Canada is making it easier for visible minority newcomer women to find a job by providing the support and services they need to succeed.
Some newcomer women face multiple barriers trying to find work and get ahead in Canada. This includes gender- and race-based discrimination, precarious or low-income employment, lack of affordable childcare, and weak social and employment supports.
Recognising these challenges, the government has selected 22 organisations from across the country that understand visible minority newcomer women, the barriers they face, and their circumstances. These organisations will launch projects over the next two years that will:
– Develop and test innovative approaches to enable more visible minority newcomer women to find a job and succeed at work;
– Support smaller organizations to increase their capacity to serve visible minority newcomer women and enable them to overcome barriers to employment; and
– Increase the digital literacy of visible minority newcomer women to access and advance within the Canadian labour market.
“Visible minority newcomer women face more challenges than any other group to enter the workforce,” said immigration Minister Ahmed Hussen. “This isn’t just about getting women jobs; it’s also about providing a sense of dignity and belonging. Canada’s gender equality is for all women, not just for some.”
Figures show that visible minority newcomer women have the lowest median annual income of all newcomer groups at CDN$26,624, compared to non-visible minority newcomer women (CDN$30,074), visible minority newcomer men (CDN$35,574), and non-visible minority newcomer men (CDN$42,591).

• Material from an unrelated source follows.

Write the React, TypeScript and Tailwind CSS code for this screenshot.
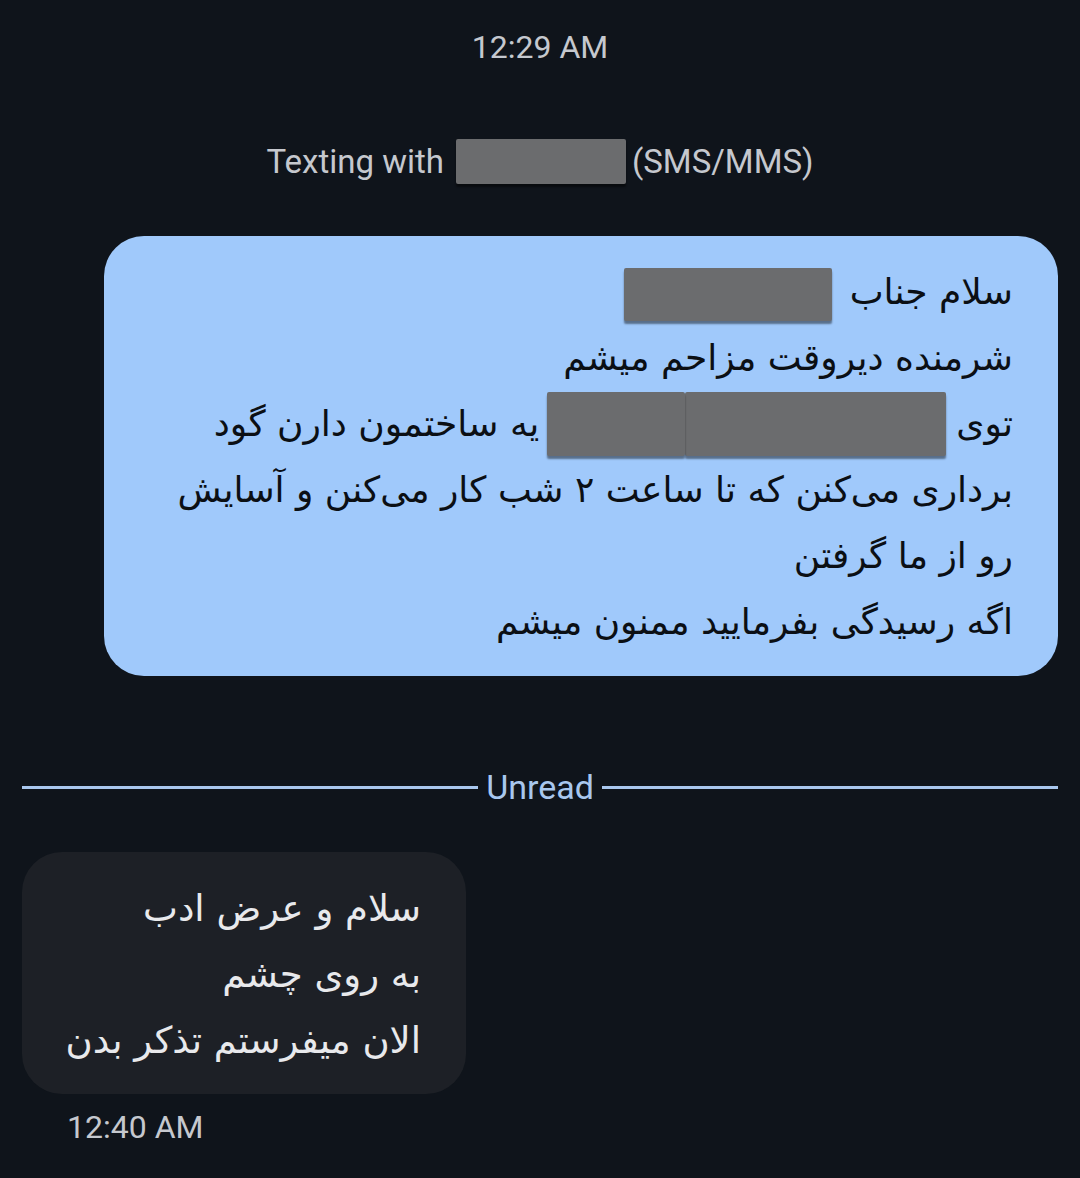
import React from 'react';

const fa = { fontFamily: '"DejaVu Sans", sans-serif' };

const Redacted: React.FC<{ className?: string }> = ({ className = '' }) => (
  <span
    className={`inline-block align-middle rounded-[2px] bg-[#6b6c6e] shadow-[0_3px_2px_rgba(0,0,0,0.45)] ${className}`}
  />
);

const App: React.FC = () => {
  return (
    <div className="w-[1080px] h-[1178px] bg-[#0f141b] overflow-hidden font-['Roboto',sans-serif]">
      <div className="pt-[28px] text-center text-[32px] leading-[38px] text-[#c5c8ce]">12:29 AM</div>

      <div className="mt-[73px] flex items-center justify-center text-[33px] leading-[38px] text-[#c5c8ce]">
        <span>Texting with</span>
        <Redacted className="ml-[12px] mr-[6px] w-[170px] h-[45px]" />
        <span>(SMS/MMS)</span>
      </div>

      <div className="mt-[52px] flex justify-end pr-[22px]">
        <div
          dir="rtl"
          style={fa}
          className="w-[954px] rounded-[40px] bg-[#a0c9fb] pr-[45px] pl-[40px] pt-[23px] pb-[21px] text-[36px] leading-[66px] text-[#0b0f14]"
        >
          <div>
            سلام جناب <Redacted className="mr-[6px] w-[208px] h-[53px]" />
          </div>
          <div>شرمنده دیروقت مزاحم میشم</div>
          <div className="flex items-center">
            <span>توی</span>
            <Redacted className="mr-[10px] w-[261px] h-[64px]" />
            <Redacted className="w-[138px] h-[64px]" />
            <span className="mr-[8px]">یه ساختمون دارن گود</span>
          </div>
          <div>برداری می‌کنن که تا ساعت ۲ شب کار می‌کنن و آسایش</div>
          <div>رو از ما گرفتن</div>
          <div>اگه رسیدگی بفرمایید ممنون میشم</div>
        </div>
      </div>

      <div className="mt-[91px] flex items-center px-[22px]">
        <div className="flex-1 h-[3px] bg-[#a9c7ee]" />
        <span className="px-[8px] text-[34px] leading-[40px] text-[#a8c7ee]">Unread</span>
        <div className="flex-1 h-[3px] bg-[#a9c7ee]" />
      </div>

      <div className="mt-[45px] pl-[22px]">
        <div
          dir="rtl"
          style={fa}
          className="w-[444px] rounded-[40px] bg-[#1d2026] pr-[45px] pl-[30px] pt-[24px] pb-[20px] text-[37px] leading-[66px] text-[#e8e9ec]"
        >
          <div>سلام و عرض ادب</div>
          <div>به روی چشم</div>
          <div>الان میفرستم تذکر بدن</div>
        </div>
      </div>

      <div className="pl-[67px] mt-[14px] text-[32px] leading-[38px] text-[#c5c8ce]">12:40 AM</div>
    </div>
  );
};

export default App;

They are also more likely to be unemployed. The unemployment rate of visible minority newcomer women (9.7 per cent) is higher than that of visible minority (8.5 per cent) and non-visible minority (6.4 per cent) newcomer men, based on 2016 Census data.
Hussen says the Government is committed to the full and equal participation of all women and girls, and that this is essential to Canada’s economic growth and prosperity.